I am new for Bayesian analysis. When I analyze the data in JASP, the results of one classical ANOVA analysis revealed a significant interaction effect, while the Bayes factor for the interaction effect is quite small (F(1, 34) = 7.869, p = .008, ηp2 = .188, BF10 = 1.977). Also, another classical ANOVA analysis revealed no significant main effect, but the Bayes factor is even bigger than the previous one (F (1.63, 55.26) = 3.251, p = .056, ηp2 = .087, BF10 = 2.848). I have learned that Bayesian analysis is more conservative, so the "significant " results in classical ANOVA might have no strong evidence in Bayesian analysis. But I feel confusing that why a relatively small p value (.008) can coincide with a low BF value (BF10 = 1.977) while a relatively bigger p value (.056) can coincide with a bigger BF value (BF10 = 2.848)?

Best,

Zhenzhen

• Dear Zhenzhen,

First off, the p=.056 vs BF10 = 2.848 result is pretty much as expected. The anomaly is the p=.008 vs BF10 = 1.977 outcome. What models did you compare exactly, to get at the interaction BF? Also, is this a repeated-measures ANOVA? We have a paper coming out that discusses some issues that may be relevant:

van Doorn, J., Aust, F., Haaf, J., Stefan, A., & Wagenmakers, E.-J. (2021). Bayes factors for mixed models.
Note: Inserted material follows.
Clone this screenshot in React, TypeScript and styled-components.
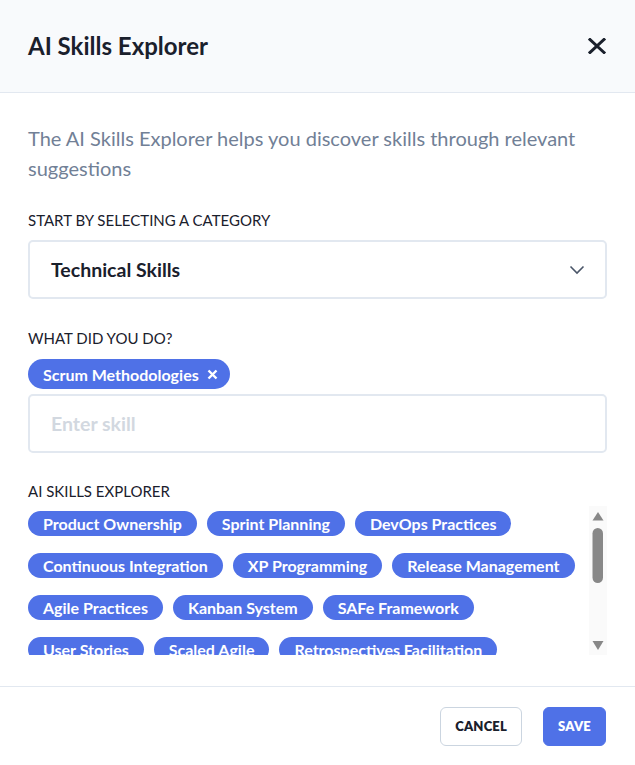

Manuscript submitted for publication. https://psyarxiv.com/y65h8

I'll attend these authors to your post as well.

Cheers,

E.J.

• Hi Zhenzhen,

To give a more precise answer, I would need some more information on your setup: how many factors did you include, are these factors measured between or within subjects, and which specific models are being compared in your Bayes factor? You could also post a screenshot from the JASP output, or save the JASP file and upload it here as a zip file.